PAP achieved 1,210,617 votes or 60.14% overall and 81 of 87 parliamentary seats. With that percentage PAP can still push through major changes. 258,141 people opted for the WP or 12.82% of the popular vote. Both of these parties lost support to smaller opposition parties.
Despite record economic growth and consistently advancing living standards, there's been widespread dissatisfaction with the huge influx of migrants who have been actively enticed to offset falling birth-rates and leaking emigration. Many incomers are from the PR China, where people sport very different behaviour, demeanour and attitudes from the generally polite, easy-going yet hard-working Singaporeans.
So several new or revitalised opposition parties have attracted increased support:
- The centre-left National Solidarity Party (NSP), since 2007 led by 41-year old social welfare specialist Goh Meng Seng, got 242,369 votes or 12.04%, but no seats.
- The liberal Singapore Democratic Party (SDP), since 1994 led by 49-year old Psychology lecturer Chee Soon Juan, received 97,239 votes or 4.83%, but no seats.
- The liberal Reform Party, a new party led since 2008 by 52-year old banker and hedge-funder Kenneth Jeyaretnam, received 86,174 votes or 4.28%, but no seats.

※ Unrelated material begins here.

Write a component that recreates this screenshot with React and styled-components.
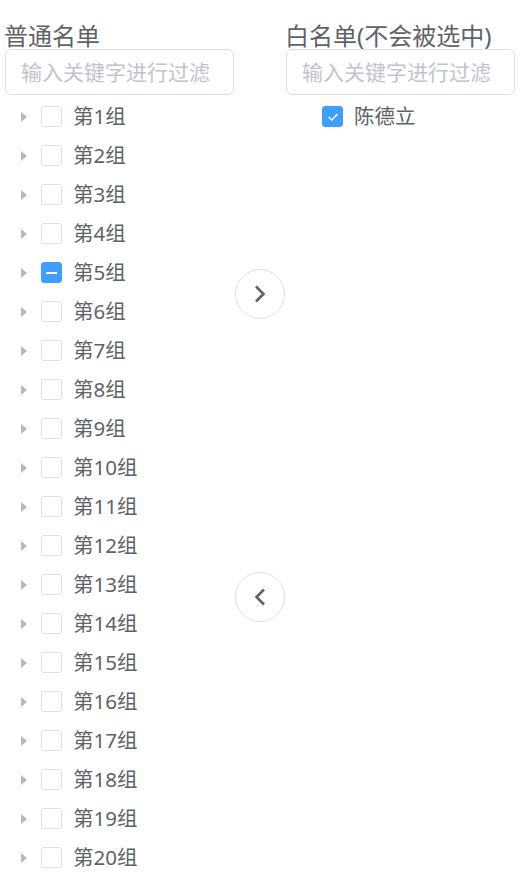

- The liberal Singapore Peoples Party (SPP), since 2001 led by 76-year old lawyer Chiam See Tong, garnered 62,504 votes or 3.11%, but no seats (losing their only seat of Potong Pasir to PAP) despite increasing their overall support.
There have been opposition alliances in the past, and even now one opposition party may yield to another in a constituency in order to trounce PAP. Such was the case in 2006 in the Sembawang GRC when the WP ceded to the SDP. As soon as electoral boundaries were announced recently, negotiations between parties took place to avoid three-cornered fights in 2011.
The political ideologies of these opposition groups tend to fall into two camps, either social democratic or liberal. The combined total of opposition support amounted to 39.86% or some 746,427 votes, impressive by any standards. Clearly, several of these groups are small and pick up less than 5%, not enough to have won seats under a proportional voting system elsewhere (like Germany, for example) when a threshold is employed to prevent tiny parties from entering parliament.
It must be the strength of the personalities of these opposition party leaders, rather than major policy or ideological differences which prevents them from merging.
The two opposition traditions received votes as follows:
- Social Democratic: 500,510 or 24.86%
- Liberal: 245,917 or 12.22%.
Should mergers take place in the future between these typically unrepresented parties, the people might have more faith in their ability to effectively challenge PAP. Although, even now, there's speculation that a two-party democratic model is evolving.
In Canada, after seven years of political stalemate, one party - The Conservatives - have emerged with an overall majority. There's talk in Ottawa of the trounced Liberals merging with the resurgent social democratic New Democrats to form a powerful centre-left Opposition as Canada reverts to two-party politics.
Such a merger occurred in 1988 in the UK when the Liberals wed the SDP to create the Liberal Democrats. But they had the Labour Party to their left and have been consistently squeezed between that party and the Conservatives ever since. Three party politics appears to produce that effect. Two big-tent party democratic models seem to work best. The only danger being see-saw politics with swathes of legislation altering society is undone by a subsequent government, as was the case in hapless Britain in the '60s and '70s. In general lessons have been learned from that experience, as other countries watched in dismay as the UK tumbled down league tables as fast as it shed its imperial holdings
So, a wholesale realignment in Singapore to create a single, strong, vocal and well-supported Opposition might enhance democracy in the city-state. According to the Financial Times, rapid spurts in economic growth have followed opposition gains in the past. On this occasion, the election result induced an impressively prompt apology from the PM for any "mistakes made by PAP during its five decades in power", writes the FT.
Singapore, one of the great success stories of the post colonial era, is evolving a more sophisticated democratic parliamentary system. Still, can any opposition party ever actually achieve political power, or is that to be placed well beyond reach?